▶ _Instruction_: The data below should be restated word for word, with every picture omitted.

▶ _Data segment_:
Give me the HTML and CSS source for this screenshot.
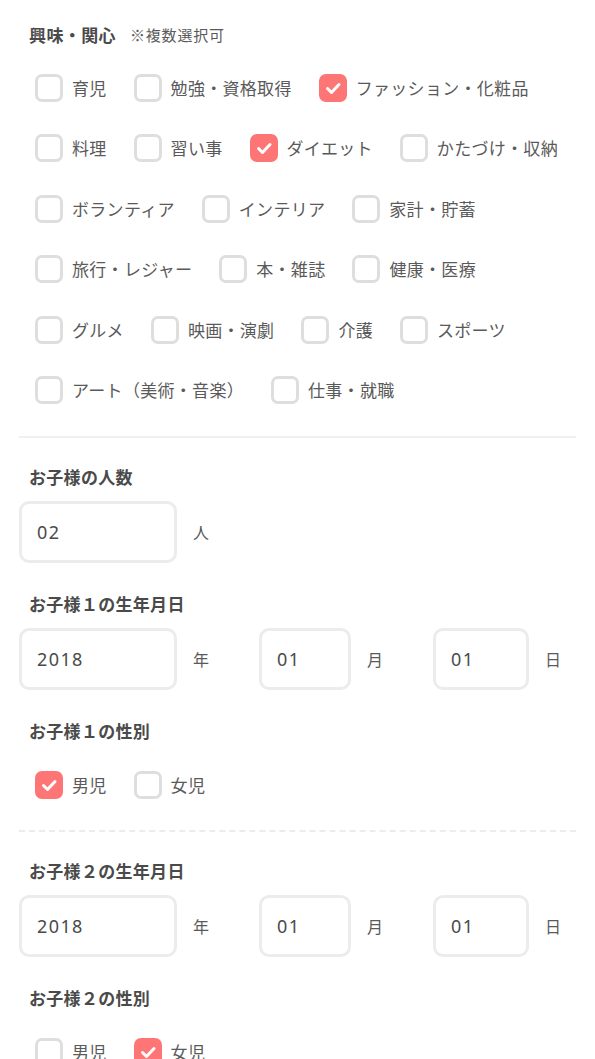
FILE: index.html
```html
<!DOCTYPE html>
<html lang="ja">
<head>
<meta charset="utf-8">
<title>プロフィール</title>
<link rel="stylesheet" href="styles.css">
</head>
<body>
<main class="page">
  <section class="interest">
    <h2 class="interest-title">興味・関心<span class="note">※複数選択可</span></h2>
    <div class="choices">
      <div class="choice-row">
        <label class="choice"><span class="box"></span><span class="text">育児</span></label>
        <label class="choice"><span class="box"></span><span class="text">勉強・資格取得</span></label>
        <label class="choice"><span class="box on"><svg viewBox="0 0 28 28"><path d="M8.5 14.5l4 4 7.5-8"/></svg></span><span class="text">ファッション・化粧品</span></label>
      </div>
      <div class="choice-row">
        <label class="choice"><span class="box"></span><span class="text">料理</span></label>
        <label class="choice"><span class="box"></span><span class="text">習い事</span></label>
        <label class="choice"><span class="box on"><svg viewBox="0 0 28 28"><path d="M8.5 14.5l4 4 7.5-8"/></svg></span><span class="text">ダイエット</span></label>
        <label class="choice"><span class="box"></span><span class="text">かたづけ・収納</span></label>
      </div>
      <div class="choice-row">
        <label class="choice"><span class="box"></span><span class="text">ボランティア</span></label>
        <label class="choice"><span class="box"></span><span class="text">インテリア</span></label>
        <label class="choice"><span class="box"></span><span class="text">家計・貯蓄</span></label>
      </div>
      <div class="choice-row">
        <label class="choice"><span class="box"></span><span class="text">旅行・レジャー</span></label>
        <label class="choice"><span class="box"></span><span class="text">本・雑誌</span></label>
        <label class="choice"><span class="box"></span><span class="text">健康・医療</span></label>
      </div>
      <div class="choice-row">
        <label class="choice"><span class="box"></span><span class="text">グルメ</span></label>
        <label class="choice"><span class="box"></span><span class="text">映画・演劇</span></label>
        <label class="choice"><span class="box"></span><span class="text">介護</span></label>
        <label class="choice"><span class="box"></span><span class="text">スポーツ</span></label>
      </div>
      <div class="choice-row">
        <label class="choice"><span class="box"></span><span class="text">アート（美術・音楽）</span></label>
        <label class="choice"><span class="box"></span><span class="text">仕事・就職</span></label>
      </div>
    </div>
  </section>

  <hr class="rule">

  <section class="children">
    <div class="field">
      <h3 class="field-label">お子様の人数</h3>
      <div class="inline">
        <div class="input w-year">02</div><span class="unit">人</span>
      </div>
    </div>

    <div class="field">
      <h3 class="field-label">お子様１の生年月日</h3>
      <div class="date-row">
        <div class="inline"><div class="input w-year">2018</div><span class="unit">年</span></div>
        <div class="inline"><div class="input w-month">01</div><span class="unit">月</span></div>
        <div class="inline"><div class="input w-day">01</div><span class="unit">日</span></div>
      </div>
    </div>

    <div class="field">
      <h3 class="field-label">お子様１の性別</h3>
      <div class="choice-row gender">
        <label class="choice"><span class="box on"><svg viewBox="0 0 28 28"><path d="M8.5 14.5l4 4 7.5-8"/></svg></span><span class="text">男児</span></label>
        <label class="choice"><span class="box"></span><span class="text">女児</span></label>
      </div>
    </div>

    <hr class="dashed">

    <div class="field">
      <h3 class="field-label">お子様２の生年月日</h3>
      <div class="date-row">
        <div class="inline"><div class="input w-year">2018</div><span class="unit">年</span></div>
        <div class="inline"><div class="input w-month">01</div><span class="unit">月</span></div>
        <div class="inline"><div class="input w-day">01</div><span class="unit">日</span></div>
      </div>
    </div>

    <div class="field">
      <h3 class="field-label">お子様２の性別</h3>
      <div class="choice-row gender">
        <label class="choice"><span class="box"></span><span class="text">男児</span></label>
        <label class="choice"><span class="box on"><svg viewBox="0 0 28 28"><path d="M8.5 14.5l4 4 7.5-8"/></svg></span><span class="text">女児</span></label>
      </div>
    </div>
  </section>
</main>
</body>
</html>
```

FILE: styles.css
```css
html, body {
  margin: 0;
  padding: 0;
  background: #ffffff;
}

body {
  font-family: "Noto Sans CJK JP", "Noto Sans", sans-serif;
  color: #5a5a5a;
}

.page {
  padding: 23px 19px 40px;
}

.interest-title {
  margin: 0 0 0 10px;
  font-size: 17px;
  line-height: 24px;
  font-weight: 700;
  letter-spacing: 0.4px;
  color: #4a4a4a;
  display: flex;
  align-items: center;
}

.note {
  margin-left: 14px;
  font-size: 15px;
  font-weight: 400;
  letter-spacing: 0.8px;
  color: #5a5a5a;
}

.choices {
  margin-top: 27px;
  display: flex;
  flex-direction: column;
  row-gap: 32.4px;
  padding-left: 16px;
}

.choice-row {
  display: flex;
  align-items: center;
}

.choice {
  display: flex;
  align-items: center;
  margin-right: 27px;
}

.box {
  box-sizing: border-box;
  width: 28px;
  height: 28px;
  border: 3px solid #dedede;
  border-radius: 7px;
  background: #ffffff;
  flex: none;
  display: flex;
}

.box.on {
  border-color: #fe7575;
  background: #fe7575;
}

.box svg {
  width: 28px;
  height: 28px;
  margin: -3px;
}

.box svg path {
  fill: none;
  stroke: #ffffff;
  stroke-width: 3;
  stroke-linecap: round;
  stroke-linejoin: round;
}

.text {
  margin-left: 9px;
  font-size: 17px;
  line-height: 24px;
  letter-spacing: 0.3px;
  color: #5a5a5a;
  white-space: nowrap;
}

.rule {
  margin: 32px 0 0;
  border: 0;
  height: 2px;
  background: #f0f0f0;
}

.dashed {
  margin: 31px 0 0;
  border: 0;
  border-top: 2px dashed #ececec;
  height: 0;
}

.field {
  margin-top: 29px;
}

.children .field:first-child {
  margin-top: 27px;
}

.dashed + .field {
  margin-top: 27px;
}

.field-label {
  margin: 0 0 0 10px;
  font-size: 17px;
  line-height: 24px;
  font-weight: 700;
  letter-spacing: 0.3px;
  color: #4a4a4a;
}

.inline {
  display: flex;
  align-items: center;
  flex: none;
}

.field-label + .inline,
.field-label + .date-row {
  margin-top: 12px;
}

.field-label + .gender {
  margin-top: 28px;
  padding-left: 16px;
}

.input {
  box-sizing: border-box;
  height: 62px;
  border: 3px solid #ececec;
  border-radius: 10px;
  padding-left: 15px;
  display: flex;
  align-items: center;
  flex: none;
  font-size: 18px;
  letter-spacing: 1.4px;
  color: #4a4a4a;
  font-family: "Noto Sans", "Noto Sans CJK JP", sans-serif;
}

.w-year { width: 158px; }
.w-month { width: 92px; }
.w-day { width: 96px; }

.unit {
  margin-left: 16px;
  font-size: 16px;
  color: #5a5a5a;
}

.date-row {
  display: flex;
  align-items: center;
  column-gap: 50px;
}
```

▶ _Exercise response_:
Give me the HTML and CSS source for this screenshot.
FILE: index.html
```html
<!DOCTYPE html>
<html lang="ja">
<head>
<meta charset="utf-8">
<title>プロフィール</title>
<link rel="stylesheet" href="styles.css">
</head>
<body>
<main class="page">
  <section class="interest">
    <h2 class="interest-title">興味・関心<span class="note">※複数選択可</span></h2>
    <div class="choices">
      <div class="choice-row">
        <label class="choice"><span class="box"></span><span class="text">育児</span></label>
        <label class="choice"><span class="box"></span><span class="text">勉強・資格取得</span></label>
        <label class="choice"><span class="box on"><svg viewBox="0 0 28 28"><path d="M8.5 14.5l4 4 7.5-8"/></svg></span><span class="text">ファッション・化粧品</span></label>
      </div>
      <div class="choice-row">
        <label class="choice"><span class="box"></span><span class="text">料理</span></label>
        <label class="choice"><span class="box"></span><span class="text">習い事</span></label>
        <label class="choice"><span class="box on"><svg viewBox="0 0 28 28"><path d="M8.5 14.5l4 4 7.5-8"/></svg></span><span class="text">ダイエット</span></label>
        <label class="choice"><span class="box"></span><span class="text">かたづけ・収納</span></label>
      </div>
      <div class="choice-row">
        <label class="choice"><span class="box"></span><span class="text">ボランティア</span></label>
        <label class="choice"><span class="box"></span><span class="text">インテリア</span></label>
        <label class="choice"><span class="box"></span><span class="text">家計・貯蓄</span></label>
      </div>
      <div class="choice-row">
        <label class="choice"><span class="box"></span><span class="text">旅行・レジャー</span></label>
        <label class="choice"><span class="box"></span><span class="text">本・雑誌</span></label>
        <label class="choice"><span class="box"></span><span class="text">健康・医療</span></label>
      </div>
      <div class="choice-row">
        <label class="choice"><span class="box"></span><span class="text">グルメ</span></label>
        <label class="choice"><span class="box"></span><span class="text">映画・演劇</span></label>
        <label class="choice"><span class="box"></span><span class="text">介護</span></label>
        <label class="choice"><span class="box"></span><span class="text">スポーツ</span></label>
      </div>
      <div class="choice-row">
        <label class="choice"><span class="box"></span><span class="text">アート（美術・音楽）</span></label>
        <label class="choice"><span class="box"></span><span class="text">仕事・就職</span></label>
      </div>
    </div>
  </section>

  <hr class="rule">

  <section class="children">
    <div class="field">
      <h3 class="field-label">お子様の人数</h3>
      <div class="inline">
        <div class="input w-year">02</div><span class="unit">人</span>
      </div>
    </div>

    <div class="field">
      <h3 class="field-label">お子様１の生年月日</h3>
      <div class="date-row">
        <div class="inline"><div class="input w-year">2018</div><span class="unit">年</span></div>
        <div class="inline"><div class="input w-month">01</div><span class="unit">月</span></div>
        <div class="inline"><div class="input w-day">01</div><span class="unit">日</span></div>
      </div>
    </div>

    <div class="field">
      <h3 class="field-label">お子様１の性別</h3>
      <div class="choice-row gender">
        <label class="choice"><span class="box on"><svg viewBox="0 0 28 28"><path d="M8.5 14.5l4 4 7.5-8"/></svg></span><span class="text">男児</span></label>
        <label class="choice"><span class="box"></span><span class="text">女児</span></label>
      </div>
    </div>

    <hr class="dashed">

    <div class="field">
      <h3 class="field-label">お子様２の生年月日</h3>
      <div class="date-row">
        <div class="inline"><div class="input w-year">2018</div><span class="unit">年</span></div>
        <div class="inline"><div class="input w-month">01</div><span class="unit">月</span></div>
        <div class="inline"><div class="input w-day">01</div><span class="unit">日</span></div>
      </div>
    </div>

    <div class="field">
      <h3 class="field-label">お子様２の性別</h3>
      <div class="choice-row gender">
        <label class="choice"><span class="box"></span><span class="text">男児</span></label>
        <label class="choice"><span class="box on"><svg viewBox="0 0 28 28"><path d="M8.5 14.5l4 4 7.5-8"/></svg></span><span class="text">女児</span></label>
      </div>
    </div>
  </section>
</main>
</body>
</html>
```

FILE: styles.css
```css
html, body {
  margin: 0;
  padding: 0;
  background: #ffffff;
}

body {
  font-family: "Noto Sans CJK JP", "Noto Sans", sans-serif;
  color: #5a5a5a;
}

.page {
  padding: 23px 19px 40px;
}

.interest-title {
  margin: 0 0 0 10px;
  font-size: 17px;
  line-height: 24px;
  font-weight: 700;
  letter-spacing: 0.4px;
  color: #4a4a4a;
  display: flex;
  align-items: center;
}

.note {
  margin-left: 14px;
  font-size: 15px;
  font-weight: 400;
  letter-spacing: 0.8px;
  color: #5a5a5a;
}

.choices {
  margin-top: 27px;
  display: flex;
  flex-direction: column;
  row-gap: 32.4px;
  padding-left: 16px;
}

.choice-row {
  display: flex;
  align-items: center;
}

.choice {
  display: flex;
  align-items: center;
  margin-right: 27px;
}

.box {
  box-sizing: border-box;
  width: 28px;
  height: 28px;
  border: 3px solid #dedede;
  border-radius: 7px;
  background: #ffffff;
  flex: none;
  display: flex;
}

.box.on {
  border-color: #fe7575;
  background: #fe7575;
}

.box svg {
  width: 28px;
  height: 28px;
  margin: -3px;
}

.box svg path {
  fill: none;
  stroke: #ffffff;
  stroke-width: 3;
  stroke-linecap: round;
  stroke-linejoin: round;
}

.text {
  margin-left: 9px;
  font-size: 17px;
  line-height: 24px;
  letter-spacing: 0.3px;
  color: #5a5a5a;
  white-space: nowrap;
}

.rule {
  margin: 32px 0 0;
  border: 0;
  height: 2px;
  background: #f0f0f0;
}

.dashed {
  margin: 31px 0 0;
  border: 0;
  border-top: 2px dashed #ececec;
  height: 0;
}

.field {
  margin-top: 29px;
}

.children .field:first-child {
  margin-top: 27px;
}

.dashed + .field {
  margin-top: 27px;
}

.field-label {
  margin: 0 0 0 10px;
  font-size: 17px;
  line-height: 24px;
  font-weight: 700;
  letter-spacing: 0.3px;
  color: #4a4a4a;
}

.inline {
  display: flex;
  align-items: center;
  flex: none;
}

.field-label + .inline,
.field-label + .date-row {
  margin-top: 12px;
}

.field-label + .gender {
  margin-top: 28px;
  padding-left: 16px;
}

.input {
  box-sizing: border-box;
  height: 62px;
  border: 3px solid #ececec;
  border-radius: 10px;
  padding-left: 15px;
  display: flex;
  align-items: center;
  flex: none;
  font-size: 18px;
  letter-spacing: 1.4px;
  color: #4a4a4a;
  font-family: "Noto Sans", "Noto Sans CJK JP", sans-serif;
}

.w-year { width: 158px; }
.w-month { width: 92px; }
.w-day { width: 96px; }

.unit {
  margin-left: 16px;
  font-size: 16px;
  color: #5a5a5a;
}

.date-row {
  display: flex;
  align-items: center;
  column-gap: 50px;
}
```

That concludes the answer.